In deze zaak heeft eiser, wonende te [woonplaats], een kort geding aangespannen tegen ING Bank N.V. naar aanleiding van een onterecht overgemaakt bedrag via internetbankieren. Eiser heeft op 5 en 6 februari 2014 bedragen van respectievelijk € 22.000,- en € 70.019,99 overgemaakt naar een rekening van een derde, waarbij hij zijn eigen naam als begunstigde heeft ingevuld. Eiser heeft later gemeld dat deze bedragen abusievelijk naar een onjuist rekeningnummer zijn overgeboekt en heeft ING verzocht om de NAW-gegevens van de tweede rekeninghouder te verstrekken, maar ING heeft dit geweigerd. Eiser heeft conservatoir beslag gelegd op de rekening van de eerste ontvanger en heeft aangifte gedaan van verduistering.

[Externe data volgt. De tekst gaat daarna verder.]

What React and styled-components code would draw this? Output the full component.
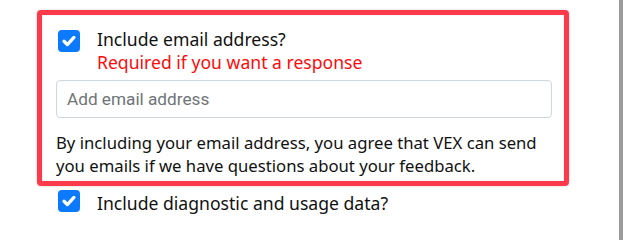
import styled, { createGlobalStyle } from "styled-components";

const GlobalStyle = createGlobalStyle`
  html, body {
    margin: 0;
    padding: 0;
    background: #ffffff;
  }

  body {
    font-family: "Noto Sans", "DejaVu Sans", sans-serif;
    color: #111111;
  }
`;

function CheckMark() {
  return (
    <svg width="22" height="22" viewBox="0 0 20 20" aria-hidden="true">
      <path
        d="m5.5 10.2 3 3 6-6.4"
        fill="none"
        stroke="#ffffff"
        strokeWidth="3"
        strokeLinecap="round"
        strokeLinejoin="round"
      />
    </svg>
  );
}

function App() {
  return (
    <>
      <GlobalStyle />
      <Page>
        <Main>
          <EmailCard>
            <CheckRow $top={13}>
              <Checkbox $offset={2}>
                <CheckMark />
              </Checkbox>
              <LabelGroup>
                <Label>Include email address?</Label>
                <Required>Required if you want a response</Required>
              </LabelGroup>
            </CheckRow>
            <EmailInput type="email" placeholder="Add email address" />
            <Notice>
              By including your email address, you agree that VEX can send
              you emails if we have questions about your feedback.
            </Notice>
          </EmailCard>
          <CheckRow $top={4} $indent={21}>
            <Checkbox $offset={0}>
              <CheckMark />
            </Checkbox>
            <LabelGroup $drop={2}>
              <Label>Include diagnostic and usage data?</Label>
            </LabelGroup>
          </CheckRow>
        </Main>
        <ScrollEdge />
      </Page>
    </>
  );
}

const Page = styled.div`
  display: flex;
  width: 623px;
  height: 240px;
  overflow: hidden;
`;

const Main = styled.main`
  flex: 1;
  padding: 10px 0 0 37px;
`;

const ScrollEdge = styled.div`
  width: 4px;
  height: 100%;
  background: #9b9b9b;
`;

const EmailCard = styled.section`
  box-sizing: border-box;
  width: 532px;
  padding: 0 12px 4px 14px;
  border: 5px solid #fd3a4b;
  border-radius: 4px;
  box-shadow: 0 0 3px rgba(0, 0, 0, 0.18), inset 0 0 2px rgba(0, 0, 0, 0.12);
`;

const CheckRow = styled.div`
  display: flex;
  align-items: flex-start;
  gap: 17px;
  padding-top: ${(p) => p.$top}px;
  padding-left: ${(p) => p.$indent || 2}px;
`;

const Checkbox = styled.span`
  display: flex;
  flex: none;
  align-items: center;
  justify-content: center;
  width: 22px;
  height: 22px;
  margin-top: ${(p) => p.$offset}px;
  border-radius: 4px;
  background: #0b7aff;
`;

const LabelGroup = styled.div`
  display: flex;
  flex-direction: column;
  padding-top: ${(p) => p.$drop || 0}px;
`;

const Label = styled.span`
  font-size: 17.6px;
  line-height: 23px;
  color: #111111;
`;

const Required = styled.span`
  font-size: 17.6px;
  line-height: 23px;
  color: #ff0a0a;
`;

const EmailInput = styled.input`
  box-sizing: border-box;
  display: block;
  width: 100%;
  height: 38px;
  margin-top: 6px;
  padding: 0 10px;
  border: 1px solid #cfd6de;
  border-radius: 4px;
  font-family: Roboto, "Liberation Sans", sans-serif;
  font-size: 17.2px;
  color: #222222;
  background: #ffffff;
  outline: none;

  &::placeholder {
    color: #6f7478;
  }
`;

const Notice = styled.p`
  margin: 13px 0 0;
  font-size: 16.7px;
  line-height: 23px;
  color: #111111;
`;

export default App;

De voorzieningenrechter heeft geoordeeld dat ING niet onrechtmatig heeft gehandeld door de bedragen op de rekening van de eerste ontvanger bij te schrijven, aangezien ING slechts een faciliterende rol heeft gespeeld in de transacties. De fout lag bij de invoer van de transactie door eiser bij zijn bank, ABN AMRO. ING was niet verplicht om de (on)verschuldigdheid van de betalingen te controleren. De voorzieningenrechter heeft ook geoordeeld dat eiser geen rechtmatig belang heeft bij de afgifte van de persoonsgegevens van de tweede ontvanger, omdat niet is vastgesteld dat hij een vordering op deze persoon heeft. Eiser is in het ongelijk gesteld en moet de proceskosten vergoeden.
De voorzieningenrechter heeft de vorderingen van eiser afgewezen en hem veroordeeld in de proceskosten, die aan de zijde van ING zijn begroot op € 1.424,00. Dit vonnis is uitgesproken op 11 april 2014 door mr. R.H.C. Jongeneel, voorzieningenrechter, en is openbaar gemaakt.